Quienes no lo lograron –y ante sus propios errores culparon a oscuras fuerzas extranjeras productoras de secretas invasiones que, inclusive, se materializaban en villanos en refrescos de consumo masivo– empezaron a señalar a los ancestrales enemigos de la Nación, sin señalar como verdaderos y únicos culpables a la vigente y personalísima corrupción, ineptitud y propias ineficientes decisiones. Se distraía la atención con frases pegajosas y ridículas como “sin maíz no hay país”.
Se confundía la democracia con la legalidad. Se pretendía que votos mayoritarios en el proceso legislativo fuese sinónimo incontestable de constitucionalidad. Quien lo observase con fundamentos, se volvía enemigo de Juan Escutia.
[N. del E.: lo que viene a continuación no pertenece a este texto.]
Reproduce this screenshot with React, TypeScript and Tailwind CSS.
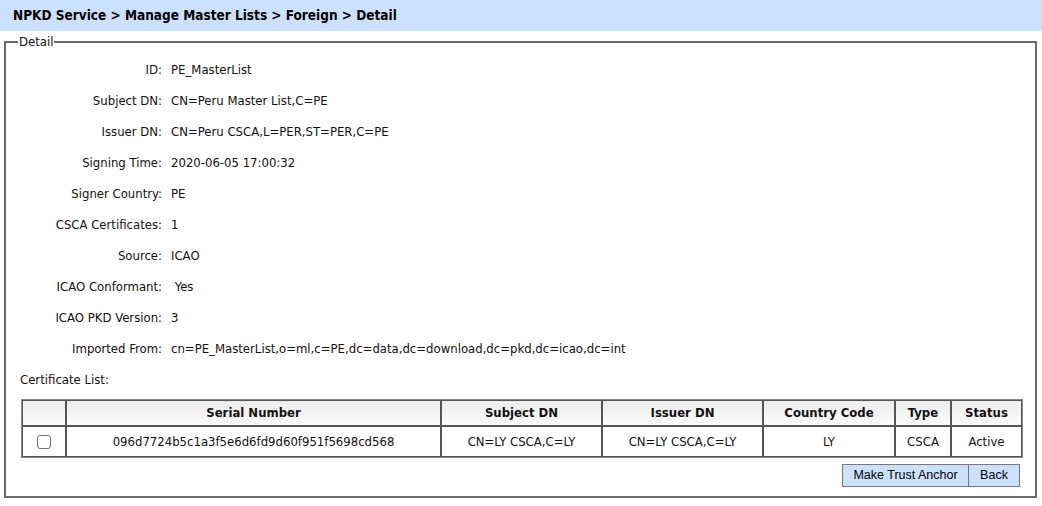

Se intentó que fuese el Estado el que pudiera atender todas, absolutamente todas las necesidades económicas del país, buscando la soberanía económica, para lo cual se crearon un sinnúmero de empresas paraestatales monopólicas gestionadas por personajes obscuros y que, plagados de corrupción, nepotismo y amiguismo, solo produjeron entidades ineficientes, onerosas, corruptas, atrasadas y retrógradas.
Los errores estatales los pagaba el pueblo. Se confundía lo estatal con lo público. Si el Estado se equivocaba, lo pagaba la población con atraso educativo, nula infraestructura, escaso progreso, carencia de oportunidades, falta de empleo, falta de inversiones, o deudas financieras públicas inmensurables. La gente migraba a Estados Unidos y luego se aplaudía como éxito el que mandasen remesas frescas a México.
Pero bueno, el presidente sabía lo que hacía y cuestionarlo era peor que beber “las aguas negras del imperialismo”.